The urbane, goateed Morris Milk earned Harvey’s early admiration. Through peddling up and down Long Island, Morris acquired enough to open Milk’s Dry Goods in Woodmere in 1882, a business that rapidly grew into the largest department store on the island. The Milk patriarch clearly knew how to get things done. Barely enough Jews lived in Woodmere for a minyan, the quorum of Jewish males necessary to hold a service, but Milk helped organize the area’s first synagogue, Beth Israel. Years later, his widow even traveled to Palestine to choose the cornerstone and escort it back to Beth Israel’s groundbreaking. When the local Rockaway Hunt Club did not let Jews join, Morris Milk and his fellow Jewish burghers simply started their own. But the second of Morris’ six children, William, was not destined to be a pillar of the community. Bill worked some time at the store, then drifted out west to work as a cowboy, later enlisting in the navy to serve on a sub crew during World War I.
The spirited Minerva Karns did not know exactly what she would do with her life when the Great War broke out, but she knew it wouldn’t be traditional. The lively Brooklyn girl wasn’t about to sit around knitting while the guys saw all the excitement, so she trotted down to the navy enlistment office on October 10, 1918, and signed up as one of the first yeomanettes, the pioneers of the women’s navy.

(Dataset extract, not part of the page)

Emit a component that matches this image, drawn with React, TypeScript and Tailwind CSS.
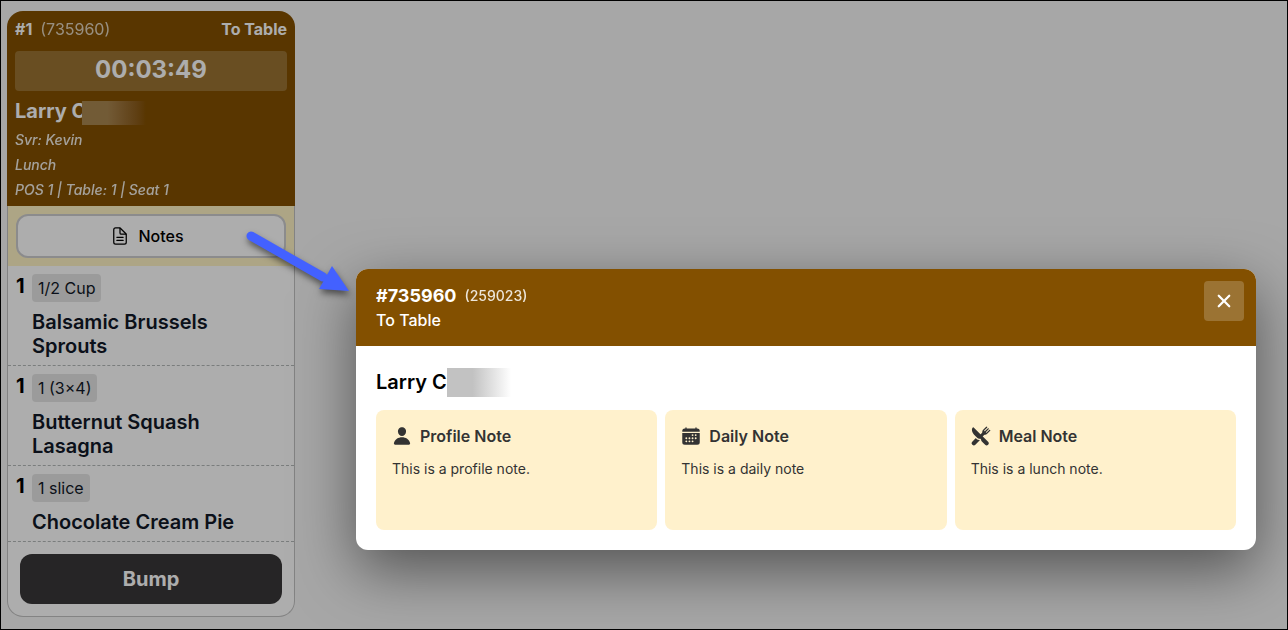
import type { ReactNode } from "react";
import { IoCalendar, IoClose, IoDocumentTextOutline, IoPerson, IoRestaurant } from "react-icons/io5";

interface TicketItem {
  qty: number;
  portion: string;
  name: string;
}

interface Note {
  title: string;
  text: string;
  icon: ReactNode;
}

const items: TicketItem[] = [
  { qty: 1, portion: "1/2 Cup", name: "Balsamic Brussels Sprouts" },
  { qty: 1, portion: "1 (3×4)", name: "Butternut Squash Lasagna" },
  { qty: 1, portion: "1 slice", name: "Chocolate Cream Pie" },
];

const notes: Note[] = [
  { title: "Profile Note", text: "This is a profile note.", icon: <IoPerson size={20} /> },
  { title: "Daily Note", text: "This is a daily note", icon: <IoCalendar size={20} /> },
  { title: "Meal Note", text: "This is a lunch note.", icon: <IoRestaurant size={20} /> },
];

function TicketCard() {
  return (
    <article className="w-72 rounded-2xl bg-white">
      <header className="rounded-t-2xl bg-[#835000] px-2 pt-1.5 pb-1 text-white">
        <div className="flex h-6 items-center gap-2 text-base">
          <span className="font-bold">#1</span>
          <span className="opacity-75">(735960)</span>
          <span className="ml-auto font-bold">To Table</span>
        </div>
        <div className="mt-2.5 flex h-10 items-center justify-center rounded bg-white/20 pb-0.5 text-2xl font-bold">
          00:03:49
        </div>
        <h2 className="relative pt-1 text-xl leading-8 font-bold">
          Larry C
          <span className="absolute top-2.5 left-[67px] h-6 w-16 bg-linear-to-r from-[#a98650] from-40% to-[#835000]" />
        </h2>
        <div className="text-sm leading-[25px] font-medium italic opacity-90">
          <p>Svr: Kevin</p>
          <p>Lunch</p>
          <p>POS 1 | Table: 1 | Seat 1</p>
        </div>
      </header>

      <div className="rounded-b-2xl border-x border-b border-[#c2c2c2]">
        <div className="bg-[#fff3c4] p-2">
          <button
            type="button"
            className="flex h-11 w-full items-center justify-center gap-2 rounded-xl border-2 border-[#cdcdcf] bg-white pr-2 text-base font-medium text-black"
          >
            <IoDocumentTextOutline size={20} />
            Notes
          </button>
        </div>
        <ul>
          {items.map((item) => (
            <li key={item.name} className="flex border-b border-dashed border-[#b4b9b9] px-2 pt-2 pb-[7px]">
              <span className="w-4 shrink-0 text-xl leading-6 font-bold text-black">{item.qty}</span>
              <div className="text-[#111827]">
                <span className="inline-flex h-7 items-center rounded bg-[#e5e5e5] px-1.5 align-top text-base">
                  {item.portion}
                </span>
                <h3 className="mt-2 max-w-52 text-xl leading-6 font-semibold">{item.name}</h3>
              </div>
            </li>
          ))}
        </ul>
        <div className="p-3">
          <button type="button" className="h-[50px] w-full rounded-xl bg-[#393738] text-xl font-bold text-white">
            Bump
          </button>
        </div>
      </div>
    </article>
  );
}

function NotesDialog() {
  return (
    <div className="absolute inset-0 flex items-end justify-end bg-black/32 pr-[31px] pb-[79px]">
      <section
        role="dialog"
        aria-labelledby="notes-title"
        className="w-[900px] max-w-full overflow-hidden rounded-xl bg-white shadow-[0_20px_60px_rgba(0,0,0,0.5)]"
      >
        <header className="flex items-start justify-between bg-[#835000] pr-3 pl-5 text-white">
          <div className="pt-[15px] pb-3.5 leading-6">
            <h2 id="notes-title" className="flex items-center gap-2 text-lg leading-6 font-bold">
              #735960
              <span className="text-sm font-medium opacity-85">(259023)</span>
            </h2>
            <p className="text-base leading-6 font-medium">To Table</p>
          </div>
          <button
            type="button"
            aria-label="Close"
            className="mt-3 flex size-10 items-center justify-center rounded bg-white/20"
          >
            <IoClose size={24} />
          </button>
        </header>
        <div className="p-5">
          <h3 className="relative text-xl leading-8 font-semibold text-black">
            Larry C
            <span className="absolute top-0.5 left-[71px] h-[29px] w-16 bg-linear-to-r from-[#c2c2c2] from-40% to-white" />
          </h3>
          <div className="mt-3 grid grid-cols-3 gap-2">
            {notes.map((note) => (
              <article key={note.title} className="min-h-30 rounded-lg bg-[#fff1cc] p-4 text-[#333333]">
                <h4 className="flex h-5 items-center gap-2 text-base font-semibold">
                  {note.icon}
                  {note.title}
                </h4>
                <p className="mt-[13px] text-sm leading-5">{note.text}</p>
              </article>
            ))}
          </div>
        </div>
      </section>
    </div>
  );
}

// Callout pointing from the Notes button to the dialog it opens
function CalloutArrow() {
  return (
    <svg
      className="pointer-events-none absolute top-[219px] left-[234px] drop-shadow-[1px_4px_3px_rgba(0,0,0,0.5)]"
      width="130"
      height="90"
      viewBox="0 0 130 90"
      aria-hidden="true"
    >
      <path d="M16 16 L88 57" stroke="#4361ff" strokeWidth="9" strokeLinecap="round" />
      <path d="M97 46 L114 71 L84 69 Z" fill="#4361ff" />
    </svg>
  );
}

export default function App() {
  return (
    <main className="relative min-h-screen border border-black bg-[#f6f6f6] px-1.5 pt-2.5 pb-3 font-['Inter',sans-serif]">
      <TicketCard />
      <NotesDialog />
      <CalloutArrow />
    </main>
  );
}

After the war, both Bill and Minerva returned to their disparate New York lives, not entirely settled. Minnie kept striking an independent course. She nearly lost her stenographer’s job when she saw a Clara Bow movie and raced to the stylist to get one of the first bobbed hairstyles in Manhattan. Fortunately, half the steno pool bobbed their hair within two weeks. Bill was back working at his dad’s store in Woodmere. By now he was distinctively forthright with an irritating penchant for a loud laugh at best; at worst, he was temperamental and tactless.